Statistics (estimation, likelihood, prior, Bayes rule, hypotheses, central limit theorem)
Statistics estimates probabilities or models or hypotheses or related
quantities from an agent's past observations (e.g. number of heads versus tails),
so is also crucial for inductive reasoning.
Bayes rule allows to update an agent's belief about our world given new evidence.
Note that the Bayesian approach quite blurs the distinction between probability and statistics.
Programming / C (data types/structure, operators, expressions, control flow, functions, I/O)
Any theory or model or algorithm of an intelligent system
has to be implemented before it can be applied in practice
(analytical solutions or by hand are out of question).
C has among the programming languages a status similar to English among
the natural languages. Both are communication defaults.
Real academics/programmers are able to read and write English/C.
Note that each (GOF)AI paradigm has spawned its own special-purpose programming language
(Prolog, Lisp, Scheme, Smalltalk, Haskell, ...).
Numerics (interpolation, integration, function evaluation, root finding, optimization, linear problems)
Numerical algorithms approximate the solution of problems that
involve (functions of) real numbers. Most
problems in machine learning involve maximizing or minimizing some
functions, which requires optimization algorithms or, after differentiation, solving
Information Theory (entropy, information, data compression, channel capacity)
Intelligent agents are information processing systems.
Agents perceive, process, and store information
(e.g. bits from a video camera) from the environment
and transmit information (e.g. angles for a robotic arm)
to their environment. Therefore information theory plays a key role in
Algorithms (sorting, data structures, graph algorithms)
Algorithms are (finite) sequences of elementary (mathematical,logical,branching) operations.
Effective solutions of virtually all AI problems
involve many different and complex algorithms and data structures.
Computability (languages, automata, Turing machines, complexity classes, randomization)
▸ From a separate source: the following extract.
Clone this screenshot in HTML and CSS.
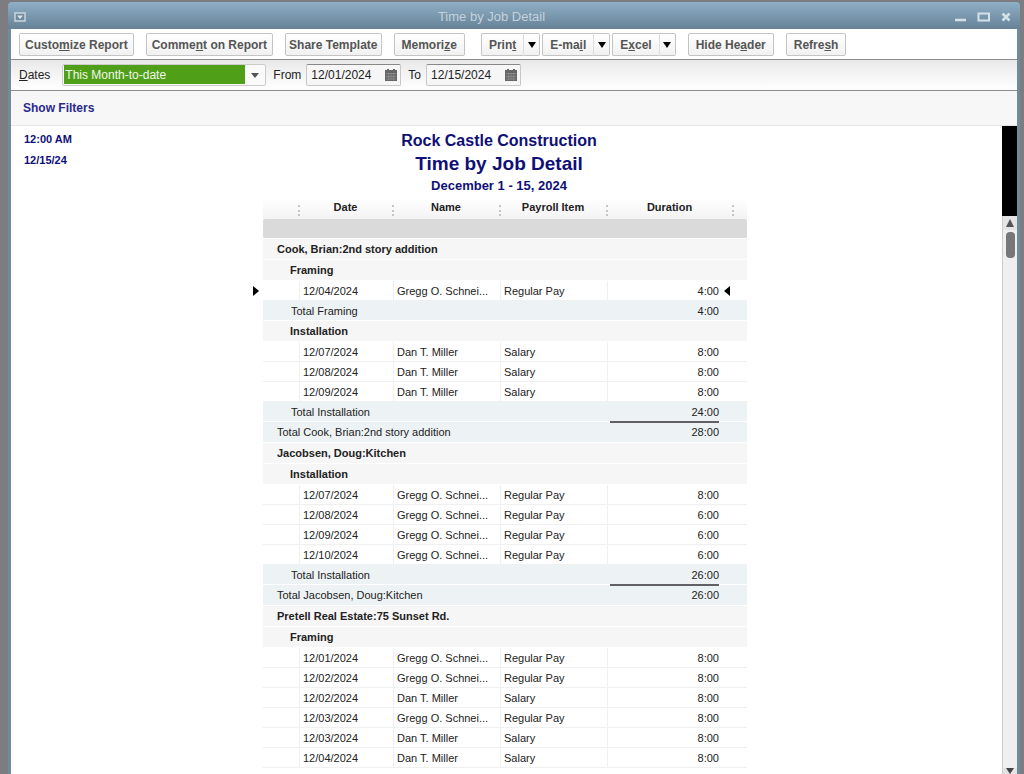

Computability and complexity theory classify problems
according to their inherent difficulty.
They can be used to determine the computational complexity
of a particular (AI) problem, i.e. whether there exists
an (efficient) algorithmic solution to it.
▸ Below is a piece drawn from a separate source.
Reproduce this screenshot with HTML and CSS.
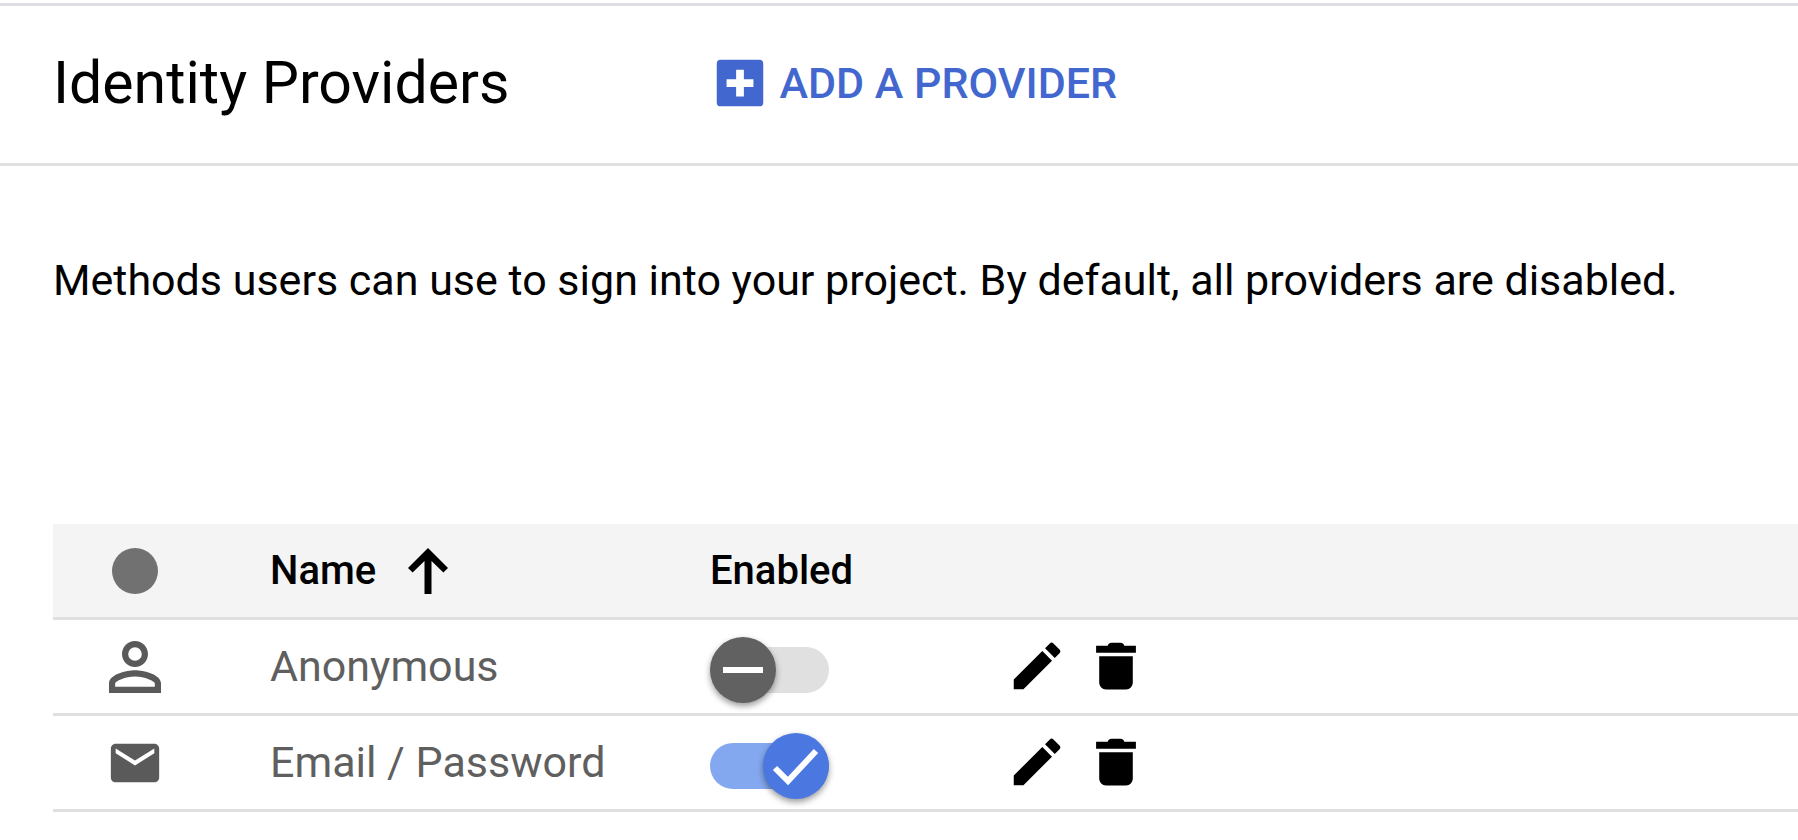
FILE: index.html
```html
<!DOCTYPE html>
<html lang="en">
<head>
<meta charset="utf-8">
<title>Identity Providers</title>
<link rel="stylesheet" href="styles.css">
</head>
<body>
<svg class="defs" aria-hidden="true">
  <symbol id="edit" viewBox="0 0 24 24"><path d="M3 17.25V21h3.75L17.81 9.94l-3.75-3.75L3 17.25zM20.71 7.04a1 1 0 0 0 0-1.41l-2.34-2.34a1 1 0 0 0-1.41 0l-1.83 1.83 3.75 3.75 1.83-1.83z"/></symbol>
  <symbol id="trash" viewBox="0 0 24 24"><path d="M5.500 8.200h13v10.300a2.600 2.600 0 0 1-2.600 2.600H8.100a2.600 2.600 0 0 1-2.600-2.600zM4.300 4.200h4.500c.2-.8.700-1.200 1.400-1.200h3.600c.7 0 1.200.4 1.400 1.200h4.500v2.700H4.300z"/></symbol>
</svg>
<header class="toolbar">
  <h1 class="title">Identity Providers</h1>
  <button class="add" type="button">
    <svg class="icon" viewBox="0 0 24 24" aria-hidden="true"><path fill-rule="evenodd" d="M4.500 3h15A1.500 1.500 0 0 1 21 4.500v15a1.500 1.500 0 0 1-1.500 1.500h-15A1.500 1.500 0 0 1 3 19.500v-15A1.500 1.500 0 0 1 4.500 3zM10.500 6.900v3.600H6.800v3h3.700v3.700h3v-3.700h3.700v-3h-3.700V6.900z"/></svg>
    <span>ADD A PROVIDER</span>
  </button>
</header>
<main class="content">
  <p class="intro">Methods users can use to sign into your project. By default, all providers are disabled.</p>
  <table class="providers">
    <colgroup><col class="col-icon"><col class="col-name"><col class="col-enabled"><col></colgroup>
    <thead>
      <tr>
        <th class="mark"><span class="dot"></span></th>
        <th aria-sort="ascending"><button class="sort" type="button">Name
          <svg class="arrow" viewBox="0 0 40 46" aria-hidden="true"><path d="M20 0 40 20l-4.600 4.600L23.500 13v33h-7V13L4.600 24.600 0 20z"/></svg></button></th>
        <th>Enabled</th>
        <th></th>
      </tr>
    </thead>
    <tbody>
      <tr>
        <td class="mark"><svg class="person" viewBox="0 0 24 24" aria-hidden="true"><path d="M12 5.900a2.100 2.100 0 1 1 0 4.200 2.100 2.100 0 0 1 0-4.200m0 9c2.970 0 6.100 1.460 6.100 2.100v1.100H5.900V17c0-.64 3.130-2.100 6.100-2.100M12 4C9.790 4 8 5.790 8 8s1.790 4 4 4 4-1.790 4-4-1.790-4-4-4zm0 9c-2.670 0-8 1.340-8 4v3h16v-3c0-2.660-5.330-4-8-4z"/></svg></td>
        <td><label for="anonymous">Anonymous</label></td>
        <td><span class="switch"><input id="anonymous" class="track" type="checkbox" role="switch"><span class="thumb"><svg viewBox="0 0 66 66" aria-hidden="true"><path d="M13 33h40"/></svg></span></span></td>
        <td><div class="actions"><button type="button" aria-label="Edit Anonymous"><svg class="icon"><use href="#edit"/></svg></button><button type="button" aria-label="Delete Anonymous"><svg class="icon"><use href="#trash"/></svg></button></div></td>
      </tr>
      <tr>
        <td class="mark"><svg class="mail" viewBox="0 0 24 24" aria-hidden="true"><path d="M20 4H4c-1.100 0-1.990.9-1.990 2L2 18c0 1.100.9 2 2 2h16c1.100 0 2-.9 2-2V6c0-1.100-.9-2-2-2zm0 4-8 5-8-5V6l8 5 8-5v2z"/></svg></td>
        <td><label for="email">Email / Password</label></td>
        <td><span class="switch"><input id="email" class="track" type="checkbox" role="switch" checked><span class="thumb"><svg viewBox="0 0 66 66" aria-hidden="true"><path d="M12 35 25 48 53 18"/></svg></span></span></td>
        <td><div class="actions"><button type="button" aria-label="Edit Email / Password"><svg class="icon"><use href="#edit"/></svg></button><button type="button" aria-label="Delete Email / Password"><svg class="icon"><use href="#trash"/></svg></button></div></td>
      </tr>
    </tbody>
  </table>
</main>
</body>
</html>
```

FILE: styles.css
```css
* { box-sizing: border-box; }

body {
  margin: 0;
  padding-top: 3px;
  background: #fff;
  color: #000;
  font-family: Roboto, "Liberation Sans", sans-serif;
}

button {
  padding: 0;
  border: 0;
  background: none;
  color: inherit;
  font: inherit;
  cursor: pointer;
}

svg { display: block; fill: currentColor; }

.defs { position: absolute; width: 0; height: 0; }

.icon { width: 62px; height: 62px; }

.toolbar {
  display: flex;
  align-items: center;
  gap: 200px;
  padding: 41px 0 44px 53px;
  border-top: 3px solid #dedee2;
  border-bottom: 3px solid #e0e0e0;
}

.title {
  margin: 0;
  font-size: 59px;
  font-weight: 400;
  line-height: 72px;
}

.add {
  display: flex;
  align-items: center;
  gap: 8px;
  color: #4268d0;
  font-size: 43px;
  font-weight: 500;
  line-height: 56px;
}

.content { padding: 86px 0 0 53px; }

.intro {
  margin: 0;
  font-size: 43px;
  line-height: 56px;
}

.providers {
  width: 100%;
  margin-top: 216px;
  border-collapse: separate;
  border-spacing: 0;
  table-layout: fixed;
  text-align: left;
}

.col-icon { width: 217px; }
.col-name { width: 440px; }
.col-enabled { width: 296px; }

.providers th,
.providers td {
  height: 96px;
  padding: 0;
  border-bottom: 3px solid #e0e0e0;
  vertical-align: middle;
}

.providers th {
  background: #f4f4f4;
  font-size: 40px;
  font-weight: 500;
  line-height: 48px;
}

.providers td {
  padding-bottom: 2px;
  color: #5f5f5f;
  font-size: 43px;
  line-height: 48px;
}

.providers .mark { padding: 0 53px 0 0; }

.dot {
  display: block;
  width: 46px;
  height: 46px;
  margin: 0 auto;
  border-radius: 50%;
  background: #717171;
}

.person,
.mail { margin: 0 auto; color: #5a5a5a; }
.person { width: 78px; height: 78px; }
.mail { width: 58px; height: 58px; }

.sort {
  display: flex;
  align-items: center;
  gap: 32px;
}

.arrow { width: 40px; height: 46px; }

.switch {
  position: relative;
  display: flex;
  align-items: center;
  width: 119px;
  height: 66px;
  margin-top: 8px;
}

.track {
  width: 100%;
  height: 46px;
  margin: 0;
  border-radius: 23px;
  background: #e0e0e0;
  appearance: none;
}

.track:checked { background: #84a8f0; }

.thumb {
  position: absolute;
  top: 0;
  left: 0;
  width: 66px;
  height: 66px;
  border-radius: 50%;
  background: #616161;
  box-shadow: 0 3px 6px rgba(0, 0, 0, 0.4);
  pointer-events: none;
}

.track:checked + .thumb {
  right: 0;
  left: auto;
  background: #4a78e0;
}

.thumb path {
  fill: none;
  stroke: #fff;
  stroke-width: 6;
}

.actions {
  display: flex;
  gap: 17px;
  color: #000;
}
```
Universal Turing machines play a prominent role in Universal AI.
Below I recommend some books and courses which take you from high school level
to a college bachelor level, and should enable you to
read the textbooks above.
Note that just reading websites or short (Wikipedia) articles
about these topic is not a substitute for working through a textbook.
You need to do a fair amount of exercises, e.g. those in the books suggested below.
The list below is quite comprehensive.
Of course the depth, breadth, and focus
can depend on what you want to do: Just implement and apply some AI or ML
algorithms, understand the algorithms, understand the
mathematics behind them, or even further develop the theory.
The Australian National University (ANU) offers a
of Advanced Computing.
Computational Foundations Major
and the Intelligent Systems Major
both have a good overlap with my book recommendations.
In case you are doing one of these majors and are seriously interested
in Universal AI, add as many mathematics and statistics courses/books as possible
to this curriculum.
For most books I indicate level, prerequisites,
and related courses at the ANU:
The indicated year gives you a rough indication about the level
of the subject and amount of presumed background knowledge and year
in which this course could be taken, presuming a degree that follows
the book selection below.
Whenever available, I indicate for a book the closest matching ANU course.
The course might cover only certain aspects or not be that close after
The bold-face title books are recommended, the others are optional
Nicolas Alchin (2006) Theory of Knowledge
(0th year Uni.
This book is a fantastic introduction into (western) philosophy. If
you care at all about philosophy, then this is the book to
start with. It is immensely broad without being superficial,
avoids obscure philosophical jargon, seems very balanced,
and contains a wealth of contemporary popular material from other
resources. It covers philosophies of science, arts, math,
reason, history, empiricism, paradigms, culture, language,
ethics, politics, religion, emotions, truth, and
more. Just the collection of quotes at the beginning of each
chapter are worth the book. The book makes you question
everything you know. This book needs to be read very slowly.
It's important to reflect on the material and discuss with
others. Maybe form a reading club.
This book is actually used for the International Baccalaureate.
Peter Godfrey-Smith (2003)
Theory and Reality is a
is a clear and thorough undergraduate textbook introduction
to the philosophy of science.
Kernighan & Ritchie (1988) C Programming Language
(1st year Uni.
Pre: access to a computer with a C compiler.)
This is a classic unexcelled introduction to (ANSI) C, written by their developers:
slim, complete, and to the point.
It includes an introduction to programming, to C, a reference manual,
and explanation of all standard libraries, and many tips and tricks.
There's one programming language you should master (completely).
And that is C. All others are optional and can be learned on demand
to any desired degree. C is not very forgiving when you make errors,
but this is *good*. It educates you to become a careful programmer.
Press & al.(1992) Numerical Recipes in C
(2nd year Uni.
Pre: programming experience in C. higher math for some chapters.
This is a classic book covering a broad range of numerical
algorithms, i.e. those involving real numbers, for
interpolation, integration, function evaluation, root finding,
optimization, fourier transform, differential equations, and
many linear algebra problems. The complete C-code is in the
book. Emphasis is on comprehensibility rather than optimized
black-box libraries. Indeed, the book contains and hence can
serve as a compact hands-on introduction to the various
mathematical fields. Chapters 1,2,3,7,8,9,10,11,14,15,20 are an
absolute must, and Chapters 4,5,6 recommended.
If you can't afford whole courses or books on linear algebra,
analysis, statistics, etc, this single book may even serve as a
poor-man's substitute, although some chapters presuppose the
corresponding mathematical knowledge.